The request: Everything from the first line down to the line containing "ipsum dolor sit" is to be retyped exactly, both ends included, with pictures left out.

Supplied data:
►
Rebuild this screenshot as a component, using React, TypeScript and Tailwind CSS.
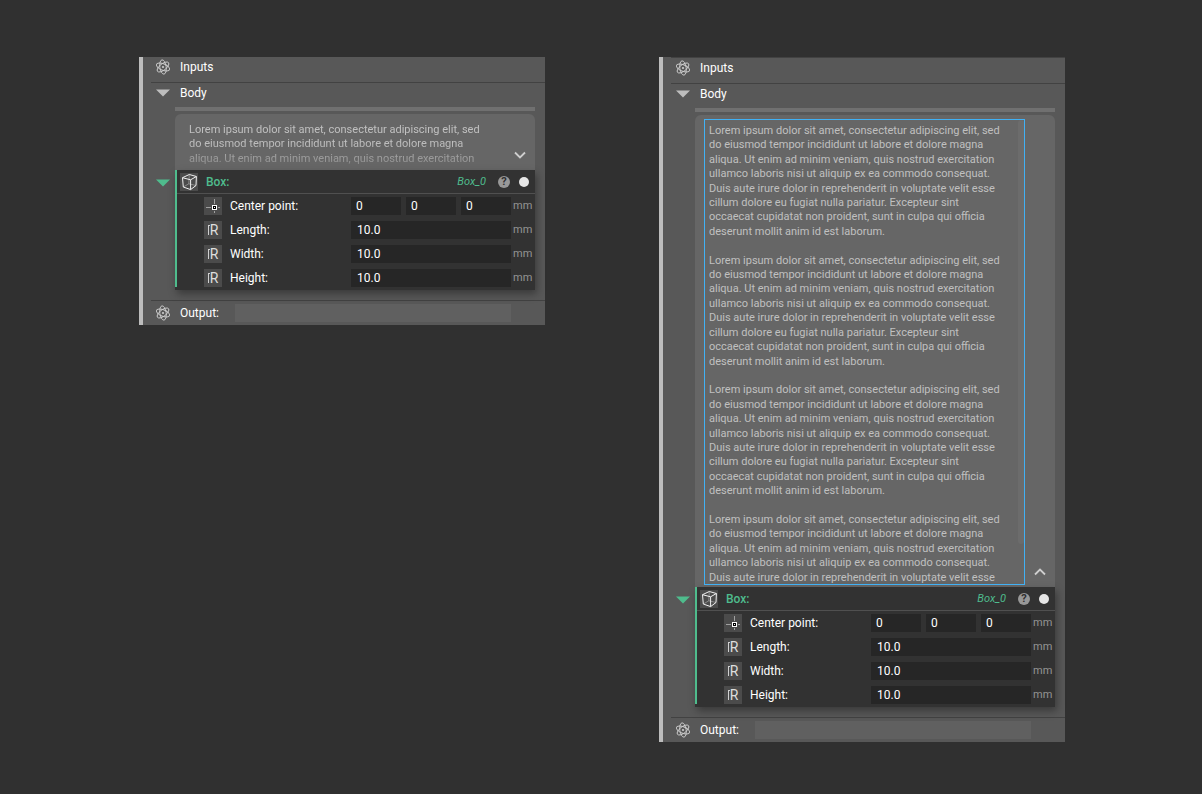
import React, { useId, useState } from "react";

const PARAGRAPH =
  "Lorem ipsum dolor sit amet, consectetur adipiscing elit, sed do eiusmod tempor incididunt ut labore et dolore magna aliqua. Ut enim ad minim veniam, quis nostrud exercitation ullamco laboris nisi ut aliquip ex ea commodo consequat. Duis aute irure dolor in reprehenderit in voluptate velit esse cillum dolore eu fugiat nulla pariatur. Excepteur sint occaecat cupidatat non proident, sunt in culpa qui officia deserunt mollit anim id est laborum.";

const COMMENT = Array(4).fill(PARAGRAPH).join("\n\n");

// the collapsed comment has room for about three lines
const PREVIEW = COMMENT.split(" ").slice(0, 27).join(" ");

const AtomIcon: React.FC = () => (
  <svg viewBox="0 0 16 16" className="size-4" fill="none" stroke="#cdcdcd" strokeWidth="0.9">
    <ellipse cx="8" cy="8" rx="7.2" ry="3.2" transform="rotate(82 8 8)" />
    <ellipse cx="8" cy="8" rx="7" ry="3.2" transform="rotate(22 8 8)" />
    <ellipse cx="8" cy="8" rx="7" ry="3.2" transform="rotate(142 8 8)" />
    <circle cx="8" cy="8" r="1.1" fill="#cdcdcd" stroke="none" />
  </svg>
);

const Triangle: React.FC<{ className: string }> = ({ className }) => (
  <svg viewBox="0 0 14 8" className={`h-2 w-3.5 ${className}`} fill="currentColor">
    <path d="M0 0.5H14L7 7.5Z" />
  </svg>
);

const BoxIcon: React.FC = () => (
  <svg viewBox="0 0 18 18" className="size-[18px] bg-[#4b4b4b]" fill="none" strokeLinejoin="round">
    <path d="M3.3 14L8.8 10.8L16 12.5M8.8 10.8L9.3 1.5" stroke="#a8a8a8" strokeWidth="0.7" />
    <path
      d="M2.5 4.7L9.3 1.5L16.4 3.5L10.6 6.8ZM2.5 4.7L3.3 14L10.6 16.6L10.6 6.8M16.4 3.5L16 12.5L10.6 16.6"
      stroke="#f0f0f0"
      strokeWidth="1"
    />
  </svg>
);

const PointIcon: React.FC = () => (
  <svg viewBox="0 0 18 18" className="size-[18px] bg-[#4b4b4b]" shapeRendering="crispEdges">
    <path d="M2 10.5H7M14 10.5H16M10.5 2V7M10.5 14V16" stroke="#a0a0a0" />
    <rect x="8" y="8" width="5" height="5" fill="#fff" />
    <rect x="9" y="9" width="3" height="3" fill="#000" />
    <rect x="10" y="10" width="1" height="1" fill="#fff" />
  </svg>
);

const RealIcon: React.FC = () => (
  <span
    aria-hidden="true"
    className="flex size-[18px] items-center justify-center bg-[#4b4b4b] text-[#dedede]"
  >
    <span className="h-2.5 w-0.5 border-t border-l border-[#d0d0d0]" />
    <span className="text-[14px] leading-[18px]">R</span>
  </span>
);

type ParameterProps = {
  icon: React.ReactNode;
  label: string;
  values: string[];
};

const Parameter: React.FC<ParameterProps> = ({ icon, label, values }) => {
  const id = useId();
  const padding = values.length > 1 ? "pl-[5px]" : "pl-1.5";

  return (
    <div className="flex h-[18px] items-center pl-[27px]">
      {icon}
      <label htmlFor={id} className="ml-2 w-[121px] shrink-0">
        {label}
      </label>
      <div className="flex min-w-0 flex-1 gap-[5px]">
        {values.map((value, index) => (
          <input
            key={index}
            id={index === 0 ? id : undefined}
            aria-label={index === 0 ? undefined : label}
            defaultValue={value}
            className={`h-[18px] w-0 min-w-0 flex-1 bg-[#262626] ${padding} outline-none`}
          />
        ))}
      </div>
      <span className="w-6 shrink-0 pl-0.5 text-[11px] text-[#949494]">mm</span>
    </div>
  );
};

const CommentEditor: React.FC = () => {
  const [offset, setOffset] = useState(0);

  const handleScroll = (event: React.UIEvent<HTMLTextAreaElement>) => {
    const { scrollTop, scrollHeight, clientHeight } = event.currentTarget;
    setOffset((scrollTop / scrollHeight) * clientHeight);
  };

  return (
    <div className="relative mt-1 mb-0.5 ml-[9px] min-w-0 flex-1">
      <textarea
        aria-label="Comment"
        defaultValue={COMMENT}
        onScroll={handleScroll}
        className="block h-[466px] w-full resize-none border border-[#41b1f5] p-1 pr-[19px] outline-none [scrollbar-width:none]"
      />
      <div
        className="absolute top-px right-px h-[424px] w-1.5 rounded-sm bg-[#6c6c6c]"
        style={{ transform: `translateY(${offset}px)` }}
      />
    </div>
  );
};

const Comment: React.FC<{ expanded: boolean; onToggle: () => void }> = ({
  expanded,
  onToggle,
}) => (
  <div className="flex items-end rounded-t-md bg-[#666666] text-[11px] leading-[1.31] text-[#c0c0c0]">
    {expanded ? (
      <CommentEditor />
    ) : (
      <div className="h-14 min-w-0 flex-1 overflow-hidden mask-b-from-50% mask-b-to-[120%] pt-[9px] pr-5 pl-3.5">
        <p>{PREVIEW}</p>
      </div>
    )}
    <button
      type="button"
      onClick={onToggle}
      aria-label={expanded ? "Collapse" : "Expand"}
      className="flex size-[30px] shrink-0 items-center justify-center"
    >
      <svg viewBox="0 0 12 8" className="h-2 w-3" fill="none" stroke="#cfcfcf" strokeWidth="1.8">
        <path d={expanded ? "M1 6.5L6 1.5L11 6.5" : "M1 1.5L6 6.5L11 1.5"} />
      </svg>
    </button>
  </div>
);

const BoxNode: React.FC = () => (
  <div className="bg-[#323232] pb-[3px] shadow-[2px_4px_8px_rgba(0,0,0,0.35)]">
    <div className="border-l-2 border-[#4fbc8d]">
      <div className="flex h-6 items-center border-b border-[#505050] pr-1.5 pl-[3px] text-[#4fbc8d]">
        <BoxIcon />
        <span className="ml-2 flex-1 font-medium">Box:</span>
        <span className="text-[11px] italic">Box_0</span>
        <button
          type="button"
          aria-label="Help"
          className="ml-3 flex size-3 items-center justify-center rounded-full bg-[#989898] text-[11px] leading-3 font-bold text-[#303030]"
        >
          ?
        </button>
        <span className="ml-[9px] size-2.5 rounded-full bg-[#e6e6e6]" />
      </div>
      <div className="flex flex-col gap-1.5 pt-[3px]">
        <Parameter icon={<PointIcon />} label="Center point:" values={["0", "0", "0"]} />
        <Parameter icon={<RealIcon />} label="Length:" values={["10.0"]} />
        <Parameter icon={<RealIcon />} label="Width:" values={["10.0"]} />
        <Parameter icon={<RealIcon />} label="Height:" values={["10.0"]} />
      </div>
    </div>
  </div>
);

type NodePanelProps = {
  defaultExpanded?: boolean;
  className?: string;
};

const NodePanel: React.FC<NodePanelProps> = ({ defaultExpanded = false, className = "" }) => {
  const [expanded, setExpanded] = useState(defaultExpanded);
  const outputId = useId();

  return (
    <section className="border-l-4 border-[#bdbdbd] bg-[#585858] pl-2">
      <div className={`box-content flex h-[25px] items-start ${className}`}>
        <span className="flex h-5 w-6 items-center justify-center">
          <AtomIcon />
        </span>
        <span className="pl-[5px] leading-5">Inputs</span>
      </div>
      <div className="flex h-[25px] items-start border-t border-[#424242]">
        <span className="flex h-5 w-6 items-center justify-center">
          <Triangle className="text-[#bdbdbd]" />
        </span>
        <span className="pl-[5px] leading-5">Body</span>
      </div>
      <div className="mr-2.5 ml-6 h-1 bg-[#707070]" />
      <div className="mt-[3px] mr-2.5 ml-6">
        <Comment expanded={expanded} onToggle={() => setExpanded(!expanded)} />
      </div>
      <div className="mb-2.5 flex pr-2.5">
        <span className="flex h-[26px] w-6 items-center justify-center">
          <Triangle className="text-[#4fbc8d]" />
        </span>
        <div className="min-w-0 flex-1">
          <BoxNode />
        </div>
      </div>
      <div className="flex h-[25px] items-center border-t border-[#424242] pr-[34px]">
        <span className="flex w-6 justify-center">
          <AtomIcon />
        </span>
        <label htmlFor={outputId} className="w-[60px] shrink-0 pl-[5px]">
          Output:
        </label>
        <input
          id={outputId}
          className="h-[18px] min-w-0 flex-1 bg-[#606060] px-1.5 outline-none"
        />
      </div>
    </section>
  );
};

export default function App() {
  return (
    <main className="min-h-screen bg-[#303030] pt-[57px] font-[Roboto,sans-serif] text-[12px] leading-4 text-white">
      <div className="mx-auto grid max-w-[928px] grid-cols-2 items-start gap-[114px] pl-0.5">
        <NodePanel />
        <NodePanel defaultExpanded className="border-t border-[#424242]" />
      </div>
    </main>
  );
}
◄
Reply to the task:
Rebuild this screenshot as a component, using React, TypeScript and Tailwind CSS.
import React, { useId, useState } from "react";

const PARAGRAPH =
  "Lorem ipsum dolor sit amet, consectetur adipiscing elit, sed do eiusmod tempor incididunt ut labore et dolore magna aliqua. Ut enim ad minim veniam, quis nostrud exercitation ullamco laboris nisi ut aliquip ex ea commodo consequat. Duis aute irure dolor in reprehenderit in voluptate velit esse cillum dolore eu fugiat nulla pariatur. Excepteur sint occaecat cupidatat non proident, sunt in culpa qui officia deserunt mollit anim id est laborum.";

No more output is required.